The occasional flock of gulls could be heard squawking overhead on a warm summer day in July 2022. Echoes from the flying packs bounced off the walls of the nearby buildings, all in pristine condition or at least currently under renovation to meet the aesthetic appeal of the surroundings. Constanta, Romania was a pleasing skyline from the shores of the Black Sea. Scanning the horizon, one could see an array of beautiful umbrellas, families enjoying a holiday at the sea, restaurants, merchants, and state of the art condominiums that sought to bring the region into the 21st century. The postcard scene only had one sore spot to bear, only one blemish on the reputation of the bustling beach town and in many ways the history of Constanta matched its vista.
Standing in front of the imperfection was a United States Army Rabbi, who seemed like he observed the city from a photo-negative perspective. The blemish, to him, appeared as the jewel of this tourist town. Chaplain (Col.) Shmuel Felzenberg, the V Corps Chaplain, was a shorter man with white hair that betrayed his age and decades of service to the Army. He looked at the crumbling structure in front of him with admiration. Presented before him were the aged and decaying remains of The Great Synagogue, the only Jewish place of worship to have existed in Constanta. The building was a witness to a once vibrant Jewish community. An older woman walking by testified to the contrast between the beautiful city and the sore spot as she responded to whether it would be ok for the Rabbi’s small group to enter the structure.
“Of course,” said the woman walking by. “No one cares about that place.”
The aged woman’s words could not have been more accurate. For all the beauty of the city, here stood a building that residents had forgotten. The roof was caved in, the walls crumbled, and plants and small animals now filled the center. The setting was something a Hollywood director would cherish in a war-torn movie scene as it spoke loudly to its rare audience “stay away.” Nevertheless, the Rabbi and his small group walked through an iron gate which seemed to restrain the Synagogue from the world, rather than keep the world out of the synagogue. Passing through the gate, the Rabbi’s eyes widened as he looked up to see the Star of David in stained glass.
“I’m shocked that the glass is still intact,” he said.
Chaplain Felzenberg had a vested interest in the decomposing structure as his family, generations ago, may have visited the house of worship before World War II. His family was from the former Transnistra area. Transnistra encompassed parts of modern-day Moldova, Ukraine, Transylvania, and Romania. While there was no certainty, a small plaque on the front of the building increased the prospect.
The Rabbi’s family was part of the Jewish community in Transylvania, and while it’s unlikely that they migrated to Constanta in 1868, there’s no doubt that they had some ties to the community and perhaps visited the structure that was now in front of him. Chaplain Felzenberg proceeded to enter the structure, stepping over the rotten wood entrance and around debris that looked as if it remained from the days of the holocaust.

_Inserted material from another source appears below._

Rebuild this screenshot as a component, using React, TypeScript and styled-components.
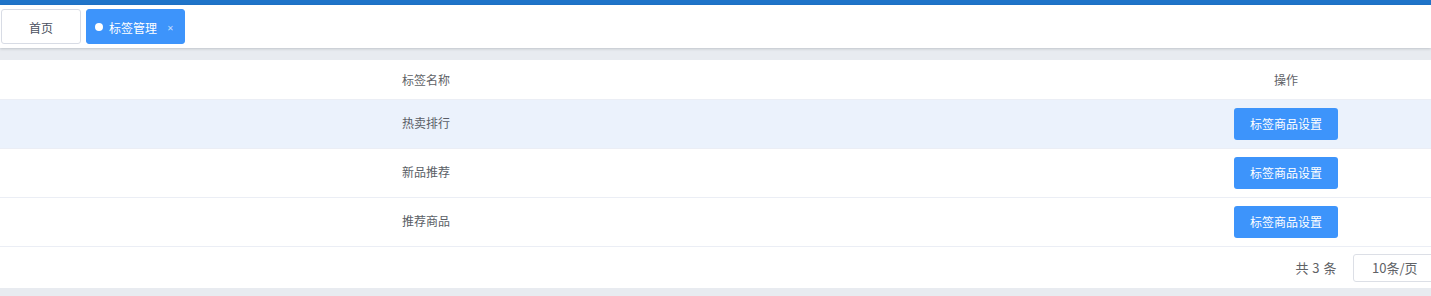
import React from 'react';
import styled, { createGlobalStyle } from 'styled-components';

const GlobalStyle = createGlobalStyle`
  html, body {
    margin: 0;
    padding: 0;
    background: #fff;
    font-family: "Helvetica Neue", "Noto Sans CJK SC", "Liberation Sans", sans-serif;
    -webkit-font-smoothing: antialiased;
  }
`;

const Page = styled.div`
  width: 1431px;
  height: 296px;
  overflow: hidden;
  background: #e8ebf0;
  display: flex;
  flex-direction: column;
`;

const TopBar = styled.div`
  height: 5px;
  background: #1f74c9;
`;

const TagsView = styled.div`
  height: 43px;
  background: #fff;
  display: flex;
  align-items: center;
  gap: 5px;
  padding-left: 1px;
  box-shadow: 0 1px 3px rgba(0, 21, 41, 0.12), 0 1px 2px rgba(0, 0, 0, 0.06);
  position: relative;
  z-index: 1;
`;

const Tag = styled.div<{ $active?: boolean }>`
  box-sizing: border-box;
  height: 35px;
  display: flex;
  align-items: center;
  gap: 6px;
  border-radius: 3px;
  font-size: 12px;
  color: ${p => (p.$active ? '#fff' : '#495060')};
  background: ${p => (p.$active ? '#3d94fb' : '#fff')};
  border: 1px solid ${p => (p.$active ? '#3d94fb' : '#d8dce5')};
  width: ${p => (p.$active ? '99px' : '80px')};
  padding: ${p => (p.$active ? '1px 0 0 8px' : '1px 0 0')};
  justify-content: ${p => (p.$active ? 'flex-start' : 'center')};
`;

const Dot = styled.span`
  width: 8px;
  height: 8px;
  border-radius: 50%;
  background: #fff;
  margin-top: -1px;
`;

const Close = styled.span`
  font-size: 8px;
  color: rgba(255, 255, 255, 0.7);
  margin-left: 4px;
  padding-top: 1px;
`;

const Content = styled.div`
  margin-top: 12px;
  background: #fff;
`;

const Row = styled.div<{ $head?: boolean; $hover?: boolean }>`
  box-sizing: border-box;
  display: grid;
  grid-template-columns: 390px 1fr 290px;
  align-items: center;
  height: ${p => (p.$head ? '40px' : '49px')};
  padding-bottom: ${p => (p.$head ? '0' : '3px')};
  border-bottom: 1px solid #ebeef5;
  background: ${p => (p.$hover ? '#ebf2fc' : '#fff')};
  font-size: 12px;
  color: ${p => (p.$head ? '#606266' : '#5a5e66')};
`;

const Cell = styled.div<{ $center?: boolean }>`
  text-align: ${p => (p.$center ? 'center' : 'left')};
  padding: ${p => (p.$center ? '0' : '0 0 0 12px')};
`;

const Button = styled.button`
  height: 32px;
  padding: 0 16px 2px;
  margin-top: 3px;
  border: none;
  border-radius: 3px;
  background: #3d94fb;
  color: #fff;
  font-family: inherit;
  font-size: 12px;
  cursor: pointer;
`;

const Pagination = styled.div`
  height: 41px;
  display: flex;
  align-items: center;
  justify-content: flex-end;
  gap: 16px;
  margin-right: -40px;
  font-size: 13px;
  color: #606266;
`;

const Total = styled.span`
  letter-spacing: 0.5px;
`;

const SizeSelect = styled.div`
  box-sizing: border-box;
  width: 118px;
  height: 28px;
  border: 1px solid #dcdfe6;
  border-radius: 3px;
  display: flex;
  align-items: center;
  padding-left: 18px;
  font-size: 13px;
  color: #606266;
`;

const rows = ['热卖排行', '新品推荐', '推荐商品'];

export default function App() {
  return (
    <>
      <GlobalStyle />
      <Page>
        <TopBar />
        <TagsView>
          <Tag>首页</Tag>
          <Tag $active>
            <Dot />
            标签管理
            <Close>✕</Close>
          </Tag>
        </TagsView>
        <Content>
          <Row $head>
            <Cell />
            <Cell>标签名称</Cell>
            <Cell $center>操作</Cell>
          </Row>
          {rows.map((name, i) => (
            <Row key={name} $hover={i === 0}>
              <Cell />
              <Cell>{name}</Cell>
              <Cell $center>
                <Button>标签商品设置</Button>
              </Cell>
            </Row>
          ))}
          <Pagination>
            <Total>共 3 条</Total>
            <SizeSelect>10条/页</SizeSelect>
          </Pagination>
        </Content>
      </Page>
    </>
  );
}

Constanta was not on the positive side of history in World War II as the Romanian government capitulated to the much stronger German Army and joined the axis powers. On 22 June 1941, Romania provided troops and equipment to help the Germans invade Russia (a historic enemy dating back to the Russo-Turkish War). Unfortunately for the Jewish community in Romania, the government in trying to avoid Russia, aligned itself with a country that sought to remove Jews from existence.
Shortly after joining the Axis, Romania started to follow suit with Germany and shipped Jewish persons to ghettos. With the stories shared from around Europe of death camps, Jewish communities like those in Constanta knew that escape was paramount, so Jewish families quickly left. The community gave little care for the synagogue as compared to their lives. Chaplain Felzenberg, standing in the middle of the once great synagogue, listened to the old building tell its history, then translated it to the group.
“You can see here,” he said, pointing to the upper tier of the building, “that would have been the area where women came to pray.” However, all the group could see was the blue sky and more seagulls through what used to be a dome shaped ceiling. Nevertheless, the Rabbi continued painting in the parts of the structure that time had destroyed. Each step through the rubble was a testimony of a community that quickly abandoned their home. For Chaplain Felzenberg it was an honor to be standing where, perhaps, his ancestors stood years before the Jewish community of Constanta was decimated.
“This is really quite special,” he said. “It’s just a shame that none of it is being used.”
The Rabbi was referring to building parts that were still good and some supplies that appeared to have been left from a previous revision attempt. Chaplain Felzenberg brought a spirit of optimism, despite the tragic history of the Great Synagogue that lay ruined before him. The Jewish community, who left Constanta with hopes to rebuild in Jerusalem must have shared the same sense of optimism. The humble, small statured Rabbi spent the rest of the visit telling the group how he, like the Jewish community, could rebuild what history has largely destroyed from the rubble. Perhaps the Chaplain’s perspective was the correct viewpoint after all; for what seemed to be a crumbled stain on the vibrant community, was in contrast a beautiful testimony of a people that far surpassed the incredible allure of the Constanta skyline.